Some of the other interesting pieces in the album experiment with different approaches to varying degrees of success. “Young & Sad” opens with a voice message from Noah’s father, telling her, “Hey bud, this is ol’ dad./ Just wanted you to know, you ain’t alone./ Keep a smile on your face./ Everything’s gonna be fine./ I love you.” The intention behind this message is sweet, but when put into a song for the world to hear, it gets uncomfortably intimate. “Wonder Years,” which features Ant Clemons, samples the Beatles’ famed track “With a Little Help From My Friends.” If I strain my ears a lot, I can maybe make out the iconic song that inspired “Wonder Years.” But for the most part, “Wonder Years” takes a new direction, which I suppose is a sampling success—to take what has been done and reinvent it.  

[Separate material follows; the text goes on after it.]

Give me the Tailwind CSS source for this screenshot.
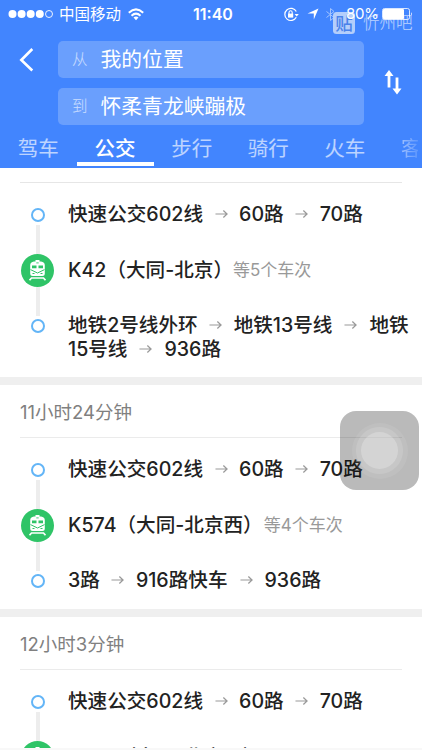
<!DOCTYPE html>
<html lang="zh-CN">
<head>
<meta charset="utf-8">
<title>公交路线</title>
<script src="https://cdn.jsdelivr.net/npm/@tailwindcss/browser@4"></script>
</head>
<body class="font-['Inter','Noto_Sans_CJK_SC',sans-serif] bg-white">
<svg class="hidden">
  <symbol id="arrow" viewBox="0 0 14 10"><path d="M0.5 5H13M9 1.2L13 5L9 8.8" fill="none" stroke="#999" stroke-width="1.3"/></symbol>
  <symbol id="train" viewBox="0 0 33 33">
    <circle cx="16.5" cy="16.5" r="16.5" fill="#2fc467"/>
    <path d="M14.500 6h4v1.600h1.500q3.800 0.600 3.800 3.600v8.300q0 2.500-2.500 2.500h-9.600q-2.500 0-2.500-2.500v-8.300q0-3 3.800-3.600h1.500z" fill="#fff"/>
    <path d="M11 11.500h4.500v2.700h-4.500zM17.500 11.500h4.500v2.700h-4.500z" fill="#2fc467"/>
    <path d="M9.500 15.600l7 3.400 7-3.400" fill="none" stroke="#2fc467" stroke-width="1"/>
    <path d="M15.300 8.900h2.400" stroke="#2fc467" stroke-width="0.900"/>
    <path d="M11.500 19.500h2M19.500 19.500h2" stroke="#2fc467" stroke-width="1.100"/>
    <path d="M8.500 26.300l2-2.300h12l2 2.300" stroke="#fff" stroke-width="1.700" fill="none"/>
  </symbol>
</svg>
<div class="relative flex h-[750px] w-[422px] flex-col overflow-hidden">
  <header class="flex h-[168px] shrink-0 flex-col bg-[#4285fe] text-white">
    <div class="flex h-[28px] items-center pl-[8px]">
      <svg class="h-[10px] w-[46px]" viewBox="0 0 46 10"><g fill="#fff"><circle cx="4.500" cy="5" r="4"/><circle cx="13.600" cy="5" r="4"/><circle cx="22.700" cy="5" r="4"/><circle cx="31.800" cy="5" r="4"/></g><circle cx="41" cy="5" r="3.500" fill="none" stroke="#fff" stroke-width="0.900"/></svg>
      <span class="ml-[5px] w-[63px] pt-[2px] text-[15.500px] leading-[28px] whitespace-nowrap">中国移动</span>
      <svg class="ml-[6px] h-[13px] w-[16px]" viewBox="0 0 16 13"><g fill="none" stroke="#fff" stroke-width="2"><path d="M0.800 4.700Q8-2 15.200 4.700"/><path d="M3.500 7.700Q8 3.500 12.500 7.700"/></g><path d="M5.500 9.500Q8 7.300 10.500 9.500L8 12.300z" fill="#fff"/></svg>
      <span class="ml-[49px] w-[42px] text-[16px] font-semibold leading-[28px]">11:40</span>
      <svg class="ml-[48px] h-[15px] w-[16px]" viewBox="0 0 16 15"><path d="M13.300 4.500A6.100 6.100 0 1 0 13.300 10.300" fill="none" stroke="#fff" stroke-width="1.200"/><path d="M11.600 7h4.200l-2.100 2.600z" fill="#fff"/><path d="M5 6.600h5.200v4H5z" fill="#fff"/><path d="M6 7V5.400a1.600 1.600 0 0 1 3.200 0V7" fill="none" stroke="#fff" stroke-width="1.100"/></svg>
      <svg class="ml-[8px] h-[12px] w-[12px]" viewBox="0 0 12 12"><path d="M11.500 0.500L6.800 11.500V5.600H0.500z" fill="#fff"/></svg>
      <svg class="ml-[7px] h-[13px] w-[9px] opacity-50" viewBox="0 0 9 13"><path d="M0.500 3.500l7.500 6-3.500 3V0.500l3.500 3-7.500 6" fill="none" stroke="#fff" stroke-width="1"/></svg>
      <span class="relative z-10 ml-[11px] w-[33px] text-[15px] leading-[28px] tracking-[-0.2px]">80%</span>
      <svg class="relative z-10 ml-[3px] h-[12px] w-[31px]" viewBox="0 0 31 12"><rect x="0.500" y="0.500" width="27" height="11" rx="2" fill="none" stroke="#fff" stroke-opacity=".8"/><rect x="1" y="1" width="21" height="10" rx="1" fill="#fff"/><path d="M29 4q1.800 2 0 4z" fill="#fff"/></svg>
    </div>
    <div class="flex h-[108px] pt-[12.500px]">
      <div class="w-[58px] pt-[7px] pl-[19px]">
        <svg class="h-[24px] w-[15px]" viewBox="0 0 15 24"><path d="M13.300 1L2.300 12L13.300 22.500" fill="none" stroke="#fff" stroke-width="2.600"/></svg>
      </div>
      <div class="flex w-[306px] flex-col gap-[10.500px]">
        <div class="flex h-[37px] items-center rounded-[5px] bg-[#6a9ffd] pl-[14px] leading-[37px]"><span class="w-[28.500px] text-[15.500px] font-light text-white/65">从</span><span class="text-[20.800px]">我的位置</span></div>
        <div class="flex h-[37px] items-center rounded-[5px] bg-[#6a9ffd] pl-[14px] leading-[37px]"><span class="w-[28.500px] text-[15.500px] font-light text-white/65">到</span><span class="text-[20.800px]">怀柔青龙峡蹦极</span></div>
      </div>
      <svg class="mt-[29px] ml-[20px] h-[25px] w-[18px]" viewBox="0 0 18 25"><path d="M5 4.500V17.500M13 7.500V20" stroke="#fff" stroke-width="2.800"/><path d="M0.500 6L5 0L9.500 6zM8.500 18.500L13 24.500L17.500 18.500z" fill="#fff"/></svg>
    </div>
    <nav class="flex h-[32px] overflow-hidden text-[20.500px] leading-[25px] text-white/65">
      <span class="w-[76.500px] shrink-0 text-center">驾车</span>
      <span class="flex w-[77px] shrink-0 flex-col items-center justify-between font-medium text-white"><span class="h-[26px]">公交</span><span class="mb-[2px] h-[4px] w-full bg-white"></span></span>
      <span class="w-[76.500px] shrink-0 text-center">步行</span>
      <span class="w-[76.500px] shrink-0 text-center">骑行</span>
      <span class="w-[76.500px] shrink-0 text-center">火车</span>
      <span class="ml-[18px] w-[17px] shrink-0 overflow-hidden bg-linear-to-r from-white/50 to-white/15 bg-clip-text whitespace-nowrap text-transparent">客</span>
    </nav>
  </header>

  <main class="flex flex-col text-[19.600px] leading-[24px] font-medium text-[#222]">
    <section class="flex flex-col">
      <div class="mx-[20px] h-[15px] border-b border-[#e6e6e6]"></div>
      <div class="flex h-[194px] pl-[21px]">
        <div class="flex w-[33px] shrink-0 flex-col items-center pt-[25px]">
          <span class="size-[14px] rounded-full border-[2.500px] border-[#63b5f7]"></span>
          <span class="mt-[3px] h-[29px] w-[4px] bg-[#ededed]"></span>
          <svg class="size-[33px] shrink-0"><use href="#train"/></svg>
          <span class="mb-[3px] h-[29px] w-[4px] bg-[#ededed]"></span>
          <span class="size-[14px] rounded-full border-[2.500px] border-[#63b5f7]"></span>
        </div>
        <div class="ml-[14px] flex flex-col pt-[19px] whitespace-nowrap">
          <div class="flex items-center"><span>快速公交602线</span><svg class="mx-[11.500px] h-[10px] w-[13px]"><use href="#arrow"/></svg><span>60路</span><svg class="mx-[11.500px] h-[10px] w-[13px]"><use href="#arrow"/></svg><span>70路</span></div>
          <div class="mt-[32px] flex h-[24px] items-center"><span>K42（大同-北京）</span><span class="text-[17px] font-normal text-[#999]">等5个车次</span></div>
          <div class="mt-[31px] flex items-center"><span>地铁2号线外环</span><svg class="mx-[11.500px] h-[10px] w-[13px]"><use href="#arrow"/></svg><span>地铁13号线</span><svg class="mx-[12px] h-[10px] w-[13px]"><use href="#arrow"/></svg><span>地铁</span></div>
          <div class="flex items-center"><span>15号线</span><svg class="mx-[12px] h-[10px] w-[13px]"><use href="#arrow"/></svg><span>936路</span></div>
        </div>
      </div>
    </section>

    <section class="flex flex-col border-t-8 border-[#efefef]">
      <h2 class="mx-[20px] h-[53px] border-b border-[#ebebeb] text-[18.500px] leading-[54px] font-normal text-[#808080]">11小时24分钟</h2>
      <div class="flex h-[171px] pl-[21px]">
        <div class="flex w-[33px] shrink-0 flex-col items-center pt-[25px]">
          <span class="size-[14px] rounded-full border-[2.500px] border-[#63b5f7]"></span>
          <span class="mt-[3px] h-[29px] w-[4px] bg-[#ededed]"></span>
          <svg class="size-[33px] shrink-0"><use href="#train"/></svg>
          <span class="mb-[3px] h-[29px] w-[4px] bg-[#ededed]"></span>
          <span class="size-[14px] rounded-full border-[2.500px] border-[#63b5f7]"></span>
        </div>
        <div class="ml-[14px] flex flex-col pt-[19px] whitespace-nowrap">
          <div class="flex items-center"><span>快速公交602线</span><svg class="mx-[11.500px] h-[10px] w-[13px]"><use href="#arrow"/></svg><span>60路</span><svg class="mx-[11.500px] h-[10px] w-[13px]"><use href="#arrow"/></svg><span>70路</span></div>
          <div class="mt-[32px] flex h-[24px] items-center"><span>K574（大同-北京西）</span><span class="ml-[1px] text-[17px] font-normal text-[#999]">等4个车次</span></div>
          <div class="mt-[31px] flex items-center"><span>3路</span><svg class="mx-[11.500px] h-[10px] w-[13px]"><use href="#arrow"/></svg><span>916路快车</span><svg class="mx-[12px] h-[10px] w-[13px]"><use href="#arrow"/></svg><span>936路</span></div>
        </div>
      </div>
    </section>

    <section class="flex flex-col border-t-8 border-[#efefef]">
      <h2 class="mx-[20px] h-[53px] border-b border-[#ebebeb] text-[18.500px] leading-[54px] font-normal text-[#808080]">12小时3分钟</h2>
      <div class="flex h-[171px] pl-[21px]">
        <div class="flex w-[33px] shrink-0 flex-col items-center pt-[25px]">
          <span class="size-[14px] shrink-0 rounded-full border-[2.500px] border-[#63b5f7]"></span>
          <span class="mt-[3px] h-[29px] w-[4px] shrink-0 bg-[#ededed]"></span>
          <svg class="size-[33px] shrink-0"><use href="#train"/></svg>
        </div>
        <div class="ml-[14px] flex flex-col pt-[19px] whitespace-nowrap">
          <div class="flex items-center"><span>快速公交602线</span><svg class="mx-[11.500px] h-[10px] w-[13px]"><use href="#arrow"/></svg><span>60路</span><svg class="mx-[11.500px] h-[10px] w-[13px]"><use href="#arrow"/></svg><span>70路</span></div>
          <div class="mt-[32px] flex h-[24px] items-center"><span>K574（大同-北京西）</span><span class="ml-[1px] text-[17px] font-normal text-[#999]">等4个车次</span></div>
        </div>
      </div>
    </section>
  </main>

  <div class="absolute top-[11px] left-[333px] flex items-center text-white/65">
    <svg class="h-[22px] w-[22px]" viewBox="0 0 22 22"><rect width="22" height="22" rx="3.500" fill="#b4cefb"/><text x="11" y="17.500" text-anchor="middle" font-size="17.500" font-weight="500" fill="#4a82ea" font-family="Noto Sans CJK SC">贴</text></svg>
    <span class="ml-[8px] pt-[1px] text-[16.500px] leading-[22px] font-light">忻州吧</span>
  </div>
  <div class="absolute top-[411px] left-[340px] flex size-[79px] items-center justify-center rounded-[16px] bg-black/27">
    <div class="flex size-[56px] items-center justify-center rounded-full bg-white/8"><div class="flex size-[47px] items-center justify-center rounded-full bg-white/13"><div class="size-[37px] rounded-full bg-white/24"></div></div></div>
  </div>
  <div class="absolute bottom-0 left-0 h-[2px] w-full bg-[#f8f8f8]"></div>
</div>
</body>
</html>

Despite how most of these songs appear as responses to personal struggles with mental health, Noah’s vision for this album was far more universal and cosmological. In an interview with NPR, Noah cited the inspiration behind this album as John Boswell’s YouTube video, “Timelapse of the Future,” which chronicles the eventual unfolding and end of the universe. In a more existentialist sense, Noah’s EP is then meant to guide us through different frames of understanding that our time in the world is limited, and everything will end one day. However, excepting the title track, I fail to really experience any of the songs in her album as playing into an extended commentary on temporality and existence. They mostly seem to target particular feelings in a particular moment of her life. But it’s worth mentioning the source of her inspiration because most of the videos of her songs on her YouTube page are filled with galactic images, butterflies (presumably referencing the butterfly effect), and many other lofty existentialist sequences. 

Ultimately, The End of Everything has high ambitions that it doesn’t meet. It aims to proffer a commentary on the state of the universe and the transience of life, but ends up at something quite unique to a moment in time and in one’s life. Her lyrics need work, and her voice is not quite where it needs to be yet. But the almost irrationally intimate and personal experience of hearing her emotions bleed through is something I last experienced in Lady Gaga’s Joanne. The End of Everything is self-conscious, and consciously so. Noah lets us into her shadowed world and guides us through her painted cosmologies. Perhaps this album is a cry for help, perhaps it’s an expression of that help; either way, it’s nothing if not a contemplation on starts and finishes, on beginning and ends, on what it means to live as told through the soul of someone growing up and struggling in that process of growth.